THE PROBLEM
Starting at the first line of the listing below, repeat each line exactly until the line containing "string; stroke: string;", which you include. Leave out pictures.

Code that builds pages
--- begin ---
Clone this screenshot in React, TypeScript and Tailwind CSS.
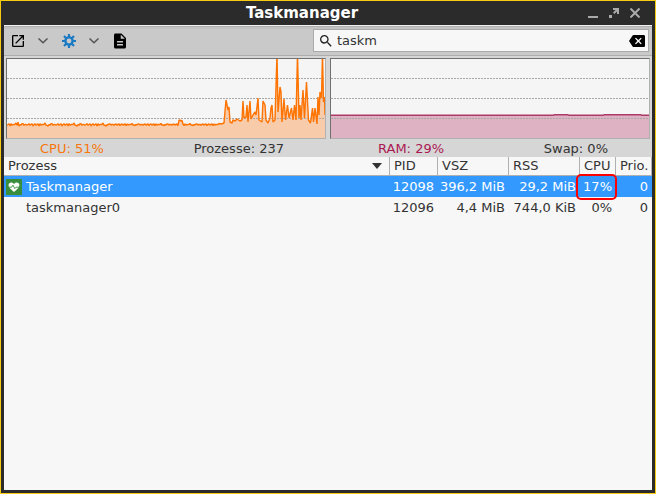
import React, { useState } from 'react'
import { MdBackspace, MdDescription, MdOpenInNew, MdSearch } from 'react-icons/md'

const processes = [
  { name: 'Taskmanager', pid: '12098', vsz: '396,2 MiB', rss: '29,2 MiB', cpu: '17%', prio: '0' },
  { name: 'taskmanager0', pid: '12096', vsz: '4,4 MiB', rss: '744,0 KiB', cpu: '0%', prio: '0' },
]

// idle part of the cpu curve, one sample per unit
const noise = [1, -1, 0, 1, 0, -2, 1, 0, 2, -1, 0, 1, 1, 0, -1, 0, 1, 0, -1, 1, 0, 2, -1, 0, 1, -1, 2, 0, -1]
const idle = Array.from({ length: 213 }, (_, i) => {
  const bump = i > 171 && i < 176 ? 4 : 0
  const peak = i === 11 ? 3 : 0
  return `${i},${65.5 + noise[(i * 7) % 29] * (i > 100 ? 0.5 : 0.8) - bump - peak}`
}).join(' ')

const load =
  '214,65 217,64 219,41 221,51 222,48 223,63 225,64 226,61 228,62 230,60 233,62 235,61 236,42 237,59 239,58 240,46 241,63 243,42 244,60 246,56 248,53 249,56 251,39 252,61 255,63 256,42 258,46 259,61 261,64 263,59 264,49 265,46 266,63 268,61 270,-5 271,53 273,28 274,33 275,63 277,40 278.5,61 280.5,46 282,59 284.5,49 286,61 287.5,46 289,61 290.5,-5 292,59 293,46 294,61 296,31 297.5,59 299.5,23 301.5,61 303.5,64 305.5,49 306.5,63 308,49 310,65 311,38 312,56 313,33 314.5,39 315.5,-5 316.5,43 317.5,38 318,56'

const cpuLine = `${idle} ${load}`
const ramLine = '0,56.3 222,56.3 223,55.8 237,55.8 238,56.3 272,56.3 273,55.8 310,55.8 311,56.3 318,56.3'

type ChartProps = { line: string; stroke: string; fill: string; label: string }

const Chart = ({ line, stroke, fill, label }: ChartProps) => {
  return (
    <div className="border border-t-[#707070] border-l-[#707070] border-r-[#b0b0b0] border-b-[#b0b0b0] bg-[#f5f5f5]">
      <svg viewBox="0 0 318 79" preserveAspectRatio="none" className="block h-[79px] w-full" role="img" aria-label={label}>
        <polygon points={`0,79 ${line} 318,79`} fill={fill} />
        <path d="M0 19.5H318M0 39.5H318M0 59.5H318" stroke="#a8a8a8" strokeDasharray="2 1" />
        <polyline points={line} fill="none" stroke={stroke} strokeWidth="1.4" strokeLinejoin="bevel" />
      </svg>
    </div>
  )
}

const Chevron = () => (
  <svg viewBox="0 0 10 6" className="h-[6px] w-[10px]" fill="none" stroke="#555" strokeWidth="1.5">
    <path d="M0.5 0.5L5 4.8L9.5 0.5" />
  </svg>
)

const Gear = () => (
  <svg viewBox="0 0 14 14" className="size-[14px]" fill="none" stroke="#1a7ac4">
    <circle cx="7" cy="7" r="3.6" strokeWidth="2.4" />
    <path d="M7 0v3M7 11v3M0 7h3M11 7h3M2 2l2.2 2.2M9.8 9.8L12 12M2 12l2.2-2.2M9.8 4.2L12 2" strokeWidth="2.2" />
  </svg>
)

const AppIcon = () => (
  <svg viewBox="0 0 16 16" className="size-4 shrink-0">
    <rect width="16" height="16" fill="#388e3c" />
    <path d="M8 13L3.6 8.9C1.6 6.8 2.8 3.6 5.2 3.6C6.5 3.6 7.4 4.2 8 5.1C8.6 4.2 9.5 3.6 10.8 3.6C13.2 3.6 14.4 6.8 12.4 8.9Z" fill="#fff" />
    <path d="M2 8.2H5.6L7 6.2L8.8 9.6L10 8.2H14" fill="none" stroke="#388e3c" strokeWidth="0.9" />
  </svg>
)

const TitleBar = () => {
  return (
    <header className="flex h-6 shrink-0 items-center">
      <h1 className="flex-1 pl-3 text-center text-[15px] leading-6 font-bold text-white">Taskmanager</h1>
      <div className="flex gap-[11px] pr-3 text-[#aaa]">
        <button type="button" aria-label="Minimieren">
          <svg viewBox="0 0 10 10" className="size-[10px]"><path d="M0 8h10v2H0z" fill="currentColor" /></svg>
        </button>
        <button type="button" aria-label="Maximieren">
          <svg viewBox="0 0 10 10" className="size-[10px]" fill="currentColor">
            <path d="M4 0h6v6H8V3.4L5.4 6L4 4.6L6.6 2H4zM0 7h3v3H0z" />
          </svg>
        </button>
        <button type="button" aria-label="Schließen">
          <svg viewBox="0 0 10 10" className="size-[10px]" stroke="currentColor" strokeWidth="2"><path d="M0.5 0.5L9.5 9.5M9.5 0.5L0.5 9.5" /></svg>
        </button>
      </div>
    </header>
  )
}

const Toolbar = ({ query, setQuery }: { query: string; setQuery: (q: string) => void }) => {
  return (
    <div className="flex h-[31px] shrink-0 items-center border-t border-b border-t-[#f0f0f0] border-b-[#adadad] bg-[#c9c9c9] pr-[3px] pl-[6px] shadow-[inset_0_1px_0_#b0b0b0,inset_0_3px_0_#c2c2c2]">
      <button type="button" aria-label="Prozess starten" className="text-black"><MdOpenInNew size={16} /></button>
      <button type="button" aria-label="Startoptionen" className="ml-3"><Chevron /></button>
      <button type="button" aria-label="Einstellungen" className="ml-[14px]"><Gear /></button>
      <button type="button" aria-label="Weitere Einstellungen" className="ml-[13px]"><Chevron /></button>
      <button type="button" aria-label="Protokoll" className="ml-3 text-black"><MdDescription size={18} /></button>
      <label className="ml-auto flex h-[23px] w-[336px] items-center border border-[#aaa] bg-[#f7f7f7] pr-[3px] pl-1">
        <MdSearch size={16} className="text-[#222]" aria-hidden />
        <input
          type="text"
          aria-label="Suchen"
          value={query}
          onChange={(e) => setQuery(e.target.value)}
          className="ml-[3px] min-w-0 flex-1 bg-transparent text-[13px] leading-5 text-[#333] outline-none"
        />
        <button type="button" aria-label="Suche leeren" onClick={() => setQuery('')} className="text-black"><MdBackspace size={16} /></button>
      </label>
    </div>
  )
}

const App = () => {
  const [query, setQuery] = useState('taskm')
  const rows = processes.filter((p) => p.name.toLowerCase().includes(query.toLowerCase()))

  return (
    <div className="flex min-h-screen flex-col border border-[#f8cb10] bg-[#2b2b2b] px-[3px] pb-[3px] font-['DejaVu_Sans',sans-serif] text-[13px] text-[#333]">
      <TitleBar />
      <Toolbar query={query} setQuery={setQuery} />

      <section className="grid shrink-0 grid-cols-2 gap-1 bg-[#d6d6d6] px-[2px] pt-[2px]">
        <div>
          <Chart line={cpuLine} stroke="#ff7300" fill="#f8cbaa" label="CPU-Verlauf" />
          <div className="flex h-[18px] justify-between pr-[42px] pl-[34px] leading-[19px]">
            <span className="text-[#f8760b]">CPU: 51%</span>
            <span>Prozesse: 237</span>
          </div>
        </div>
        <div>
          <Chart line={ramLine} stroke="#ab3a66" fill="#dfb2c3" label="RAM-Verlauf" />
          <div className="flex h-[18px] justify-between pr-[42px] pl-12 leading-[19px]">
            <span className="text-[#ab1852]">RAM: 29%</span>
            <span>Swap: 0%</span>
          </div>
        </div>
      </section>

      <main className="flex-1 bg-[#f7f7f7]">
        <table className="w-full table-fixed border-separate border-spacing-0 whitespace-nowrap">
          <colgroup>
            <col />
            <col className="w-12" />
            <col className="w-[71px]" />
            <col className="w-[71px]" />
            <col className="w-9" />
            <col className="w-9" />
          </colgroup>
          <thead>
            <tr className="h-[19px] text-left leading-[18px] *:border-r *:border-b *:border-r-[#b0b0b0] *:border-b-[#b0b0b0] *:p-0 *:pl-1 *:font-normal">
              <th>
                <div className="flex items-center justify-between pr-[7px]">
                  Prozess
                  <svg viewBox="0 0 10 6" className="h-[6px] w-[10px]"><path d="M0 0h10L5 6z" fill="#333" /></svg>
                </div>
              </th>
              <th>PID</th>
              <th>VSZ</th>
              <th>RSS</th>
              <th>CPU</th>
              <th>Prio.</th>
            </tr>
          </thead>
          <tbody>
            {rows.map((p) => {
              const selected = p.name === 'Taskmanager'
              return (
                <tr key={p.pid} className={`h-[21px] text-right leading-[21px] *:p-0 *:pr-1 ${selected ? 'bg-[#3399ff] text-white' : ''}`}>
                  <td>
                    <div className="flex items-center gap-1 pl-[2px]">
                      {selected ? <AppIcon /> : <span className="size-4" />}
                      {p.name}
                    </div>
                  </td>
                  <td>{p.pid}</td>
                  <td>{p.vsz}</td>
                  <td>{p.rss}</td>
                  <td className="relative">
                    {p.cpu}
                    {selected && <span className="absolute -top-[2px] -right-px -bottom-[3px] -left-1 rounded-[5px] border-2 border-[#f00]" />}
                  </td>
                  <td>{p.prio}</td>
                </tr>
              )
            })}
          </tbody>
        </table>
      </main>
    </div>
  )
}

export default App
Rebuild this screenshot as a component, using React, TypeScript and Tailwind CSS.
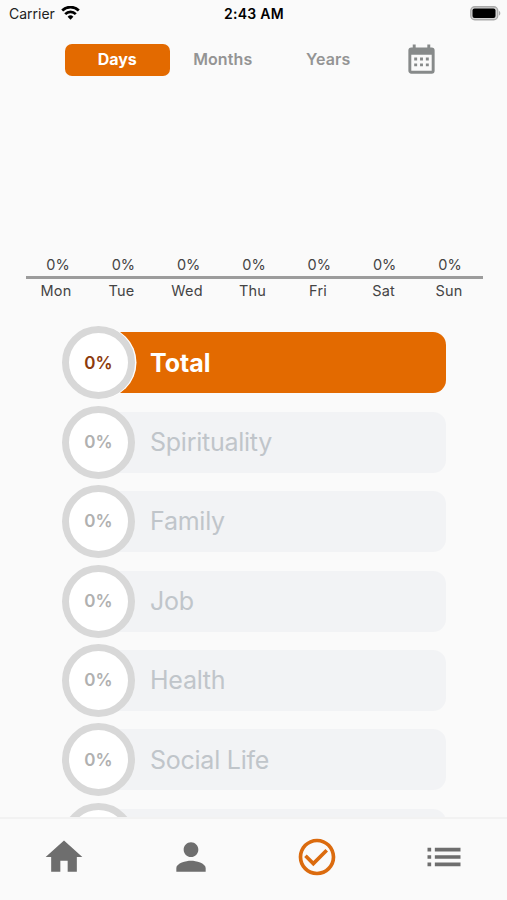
--- end ---
ANSWER IN FULL
Clone this screenshot in React, TypeScript and Tailwind CSS.
import React, { useState } from 'react'
import { MdBackspace, MdDescription, MdOpenInNew, MdSearch } from 'react-icons/md'

const processes = [
  { name: 'Taskmanager', pid: '12098', vsz: '396,2 MiB', rss: '29,2 MiB', cpu: '17%', prio: '0' },
  { name: 'taskmanager0', pid: '12096', vsz: '4,4 MiB', rss: '744,0 KiB', cpu: '0%', prio: '0' },
]

// idle part of the cpu curve, one sample per unit
const noise = [1, -1, 0, 1, 0, -2, 1, 0, 2, -1, 0, 1, 1, 0, -1, 0, 1, 0, -1, 1, 0, 2, -1, 0, 1, -1, 2, 0, -1]
const idle = Array.from({ length: 213 }, (_, i) => {
  const bump = i > 171 && i < 176 ? 4 : 0
  const peak = i === 11 ? 3 : 0
  return `${i},${65.5 + noise[(i * 7) % 29] * (i > 100 ? 0.5 : 0.8) - bump - peak}`
}).join(' ')

const load =
  '214,65 217,64 219,41 221,51 222,48 223,63 225,64 226,61 228,62 230,60 233,62 235,61 236,42 237,59 239,58 240,46 241,63 243,42 244,60 246,56 248,53 249,56 251,39 252,61 255,63 256,42 258,46 259,61 261,64 263,59 264,49 265,46 266,63 268,61 270,-5 271,53 273,28 274,33 275,63 277,40 278.5,61 280.5,46 282,59 284.5,49 286,61 287.5,46 289,61 290.5,-5 292,59 293,46 294,61 296,31 297.5,59 299.5,23 301.5,61 303.5,64 305.5,49 306.5,63 308,49 310,65 311,38 312,56 313,33 314.5,39 315.5,-5 316.5,43 317.5,38 318,56'

const cpuLine = `${idle} ${load}`
const ramLine = '0,56.3 222,56.3 223,55.8 237,55.8 238,56.3 272,56.3 273,55.8 310,55.8 311,56.3 318,56.3'

type ChartProps = { line: string; stroke: string; fill: string; label: string }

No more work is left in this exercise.